▶ _Recorded information_
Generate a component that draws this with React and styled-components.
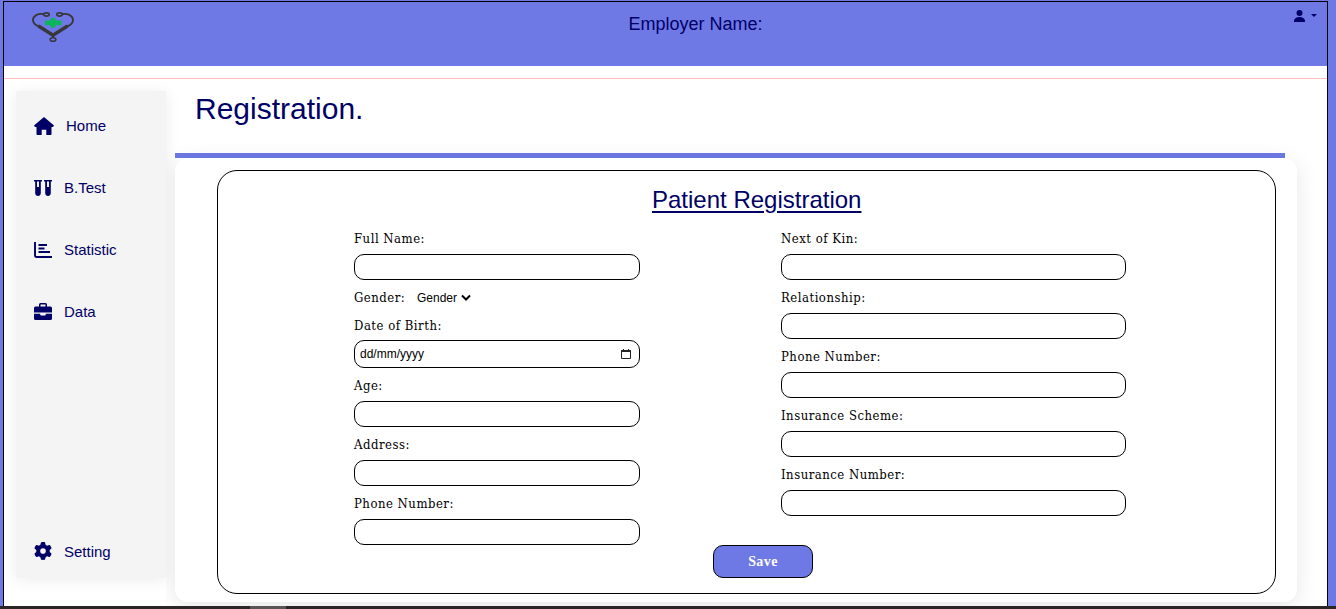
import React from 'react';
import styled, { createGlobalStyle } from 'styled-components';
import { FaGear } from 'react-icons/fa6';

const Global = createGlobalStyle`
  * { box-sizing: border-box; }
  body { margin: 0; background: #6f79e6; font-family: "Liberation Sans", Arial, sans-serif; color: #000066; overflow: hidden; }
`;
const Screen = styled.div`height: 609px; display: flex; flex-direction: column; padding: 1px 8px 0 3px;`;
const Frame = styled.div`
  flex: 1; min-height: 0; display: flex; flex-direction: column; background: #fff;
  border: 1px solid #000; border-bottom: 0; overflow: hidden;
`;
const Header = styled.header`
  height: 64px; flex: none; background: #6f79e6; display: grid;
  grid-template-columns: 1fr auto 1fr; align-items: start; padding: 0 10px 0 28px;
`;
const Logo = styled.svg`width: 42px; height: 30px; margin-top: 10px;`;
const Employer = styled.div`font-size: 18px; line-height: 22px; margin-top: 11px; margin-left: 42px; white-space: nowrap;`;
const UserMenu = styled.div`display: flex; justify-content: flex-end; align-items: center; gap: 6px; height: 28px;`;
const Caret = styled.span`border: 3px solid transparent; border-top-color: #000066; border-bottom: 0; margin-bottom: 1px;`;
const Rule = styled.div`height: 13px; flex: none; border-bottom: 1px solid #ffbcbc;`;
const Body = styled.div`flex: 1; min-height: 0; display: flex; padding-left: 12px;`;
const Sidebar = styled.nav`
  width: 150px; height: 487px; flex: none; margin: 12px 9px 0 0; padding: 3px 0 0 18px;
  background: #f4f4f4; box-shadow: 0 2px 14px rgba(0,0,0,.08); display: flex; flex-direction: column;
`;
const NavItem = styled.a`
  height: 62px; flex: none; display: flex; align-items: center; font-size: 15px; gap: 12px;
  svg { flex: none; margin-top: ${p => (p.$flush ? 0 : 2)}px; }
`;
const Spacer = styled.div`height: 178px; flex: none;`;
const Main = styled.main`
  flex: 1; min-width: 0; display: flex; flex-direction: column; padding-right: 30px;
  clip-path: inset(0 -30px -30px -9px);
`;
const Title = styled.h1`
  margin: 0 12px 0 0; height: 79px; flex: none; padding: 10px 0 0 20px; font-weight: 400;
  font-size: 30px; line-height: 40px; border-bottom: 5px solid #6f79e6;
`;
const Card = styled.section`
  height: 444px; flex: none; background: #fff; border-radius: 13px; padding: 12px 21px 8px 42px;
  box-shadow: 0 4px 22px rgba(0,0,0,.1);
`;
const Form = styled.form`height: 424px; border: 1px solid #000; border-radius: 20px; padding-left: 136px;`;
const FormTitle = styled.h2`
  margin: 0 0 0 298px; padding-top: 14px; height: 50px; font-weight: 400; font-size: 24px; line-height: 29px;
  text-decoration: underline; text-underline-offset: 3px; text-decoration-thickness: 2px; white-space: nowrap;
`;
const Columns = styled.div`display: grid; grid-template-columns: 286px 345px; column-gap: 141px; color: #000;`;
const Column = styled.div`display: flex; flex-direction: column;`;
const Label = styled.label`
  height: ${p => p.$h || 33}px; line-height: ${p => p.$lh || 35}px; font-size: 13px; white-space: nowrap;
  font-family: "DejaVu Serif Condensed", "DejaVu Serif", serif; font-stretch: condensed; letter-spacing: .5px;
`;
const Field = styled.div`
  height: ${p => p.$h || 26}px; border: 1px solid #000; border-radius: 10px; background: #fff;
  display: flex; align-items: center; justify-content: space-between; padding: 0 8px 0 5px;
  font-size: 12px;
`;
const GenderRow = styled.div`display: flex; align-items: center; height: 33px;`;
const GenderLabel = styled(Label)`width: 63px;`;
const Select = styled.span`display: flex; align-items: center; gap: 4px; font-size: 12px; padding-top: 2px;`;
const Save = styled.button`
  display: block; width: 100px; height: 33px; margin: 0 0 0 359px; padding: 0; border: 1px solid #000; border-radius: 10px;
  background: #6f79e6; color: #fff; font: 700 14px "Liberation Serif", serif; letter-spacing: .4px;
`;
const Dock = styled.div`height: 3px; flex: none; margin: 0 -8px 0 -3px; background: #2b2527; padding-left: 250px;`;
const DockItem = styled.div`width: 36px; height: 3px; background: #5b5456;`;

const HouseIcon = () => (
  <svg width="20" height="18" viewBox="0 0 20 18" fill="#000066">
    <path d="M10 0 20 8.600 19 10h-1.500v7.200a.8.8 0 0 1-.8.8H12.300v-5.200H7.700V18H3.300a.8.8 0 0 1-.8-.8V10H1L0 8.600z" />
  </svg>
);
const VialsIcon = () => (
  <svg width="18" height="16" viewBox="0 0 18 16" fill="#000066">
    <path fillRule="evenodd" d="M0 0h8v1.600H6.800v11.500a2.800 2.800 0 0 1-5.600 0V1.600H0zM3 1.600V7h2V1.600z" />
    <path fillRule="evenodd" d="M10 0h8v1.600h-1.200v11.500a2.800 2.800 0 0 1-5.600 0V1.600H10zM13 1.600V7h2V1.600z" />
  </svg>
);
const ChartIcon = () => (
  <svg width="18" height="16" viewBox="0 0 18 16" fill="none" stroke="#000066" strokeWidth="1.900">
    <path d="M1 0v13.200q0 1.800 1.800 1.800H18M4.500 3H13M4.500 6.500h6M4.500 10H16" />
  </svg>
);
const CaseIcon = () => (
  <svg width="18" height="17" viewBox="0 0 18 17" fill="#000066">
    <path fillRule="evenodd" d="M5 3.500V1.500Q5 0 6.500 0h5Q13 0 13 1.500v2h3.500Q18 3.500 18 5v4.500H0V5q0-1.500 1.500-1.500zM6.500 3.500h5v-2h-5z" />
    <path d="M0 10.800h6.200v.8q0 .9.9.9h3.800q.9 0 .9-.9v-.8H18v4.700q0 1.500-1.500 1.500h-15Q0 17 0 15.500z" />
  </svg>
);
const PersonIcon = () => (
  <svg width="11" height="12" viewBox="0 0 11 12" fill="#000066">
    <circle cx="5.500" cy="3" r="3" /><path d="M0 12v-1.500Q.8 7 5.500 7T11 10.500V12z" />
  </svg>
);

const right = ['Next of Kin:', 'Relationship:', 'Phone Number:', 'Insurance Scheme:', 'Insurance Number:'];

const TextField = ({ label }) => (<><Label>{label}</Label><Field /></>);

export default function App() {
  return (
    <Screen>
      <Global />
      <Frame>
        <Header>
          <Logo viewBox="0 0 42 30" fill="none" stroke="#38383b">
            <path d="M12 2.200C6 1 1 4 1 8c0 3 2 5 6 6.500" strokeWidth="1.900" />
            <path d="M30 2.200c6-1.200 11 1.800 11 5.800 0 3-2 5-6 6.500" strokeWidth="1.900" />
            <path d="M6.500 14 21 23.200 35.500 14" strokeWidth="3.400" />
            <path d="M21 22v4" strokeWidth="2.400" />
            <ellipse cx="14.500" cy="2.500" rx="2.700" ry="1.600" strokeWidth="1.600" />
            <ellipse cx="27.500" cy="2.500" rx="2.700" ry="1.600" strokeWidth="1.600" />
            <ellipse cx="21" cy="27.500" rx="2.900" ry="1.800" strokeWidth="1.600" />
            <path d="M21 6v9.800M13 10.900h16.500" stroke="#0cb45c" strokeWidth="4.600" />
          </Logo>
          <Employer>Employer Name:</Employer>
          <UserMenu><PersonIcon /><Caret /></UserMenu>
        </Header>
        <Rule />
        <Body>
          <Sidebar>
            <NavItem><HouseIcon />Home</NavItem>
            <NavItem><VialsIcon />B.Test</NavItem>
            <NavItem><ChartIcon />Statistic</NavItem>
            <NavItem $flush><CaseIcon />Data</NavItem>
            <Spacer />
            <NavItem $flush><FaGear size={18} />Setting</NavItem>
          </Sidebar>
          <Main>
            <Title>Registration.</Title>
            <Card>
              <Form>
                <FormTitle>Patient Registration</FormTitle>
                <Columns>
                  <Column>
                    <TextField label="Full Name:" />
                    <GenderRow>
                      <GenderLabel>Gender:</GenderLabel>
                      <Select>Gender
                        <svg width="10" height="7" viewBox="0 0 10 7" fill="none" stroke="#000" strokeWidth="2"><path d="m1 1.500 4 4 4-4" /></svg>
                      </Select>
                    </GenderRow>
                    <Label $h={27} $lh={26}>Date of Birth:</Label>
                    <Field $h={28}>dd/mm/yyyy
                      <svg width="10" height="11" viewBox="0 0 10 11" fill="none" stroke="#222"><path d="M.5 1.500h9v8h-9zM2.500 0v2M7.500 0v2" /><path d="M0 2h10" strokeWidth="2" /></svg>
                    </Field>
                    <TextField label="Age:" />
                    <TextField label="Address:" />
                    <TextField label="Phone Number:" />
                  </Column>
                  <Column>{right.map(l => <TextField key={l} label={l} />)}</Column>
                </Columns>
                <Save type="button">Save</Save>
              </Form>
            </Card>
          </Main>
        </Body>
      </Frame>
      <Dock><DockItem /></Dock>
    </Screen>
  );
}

▶ _What is expected_
Find the lines containing "components" and list every one of them.

▶ _The output_
Generate a component that draws this with React and styled-components.
import styled, { createGlobalStyle } from 'styled-components';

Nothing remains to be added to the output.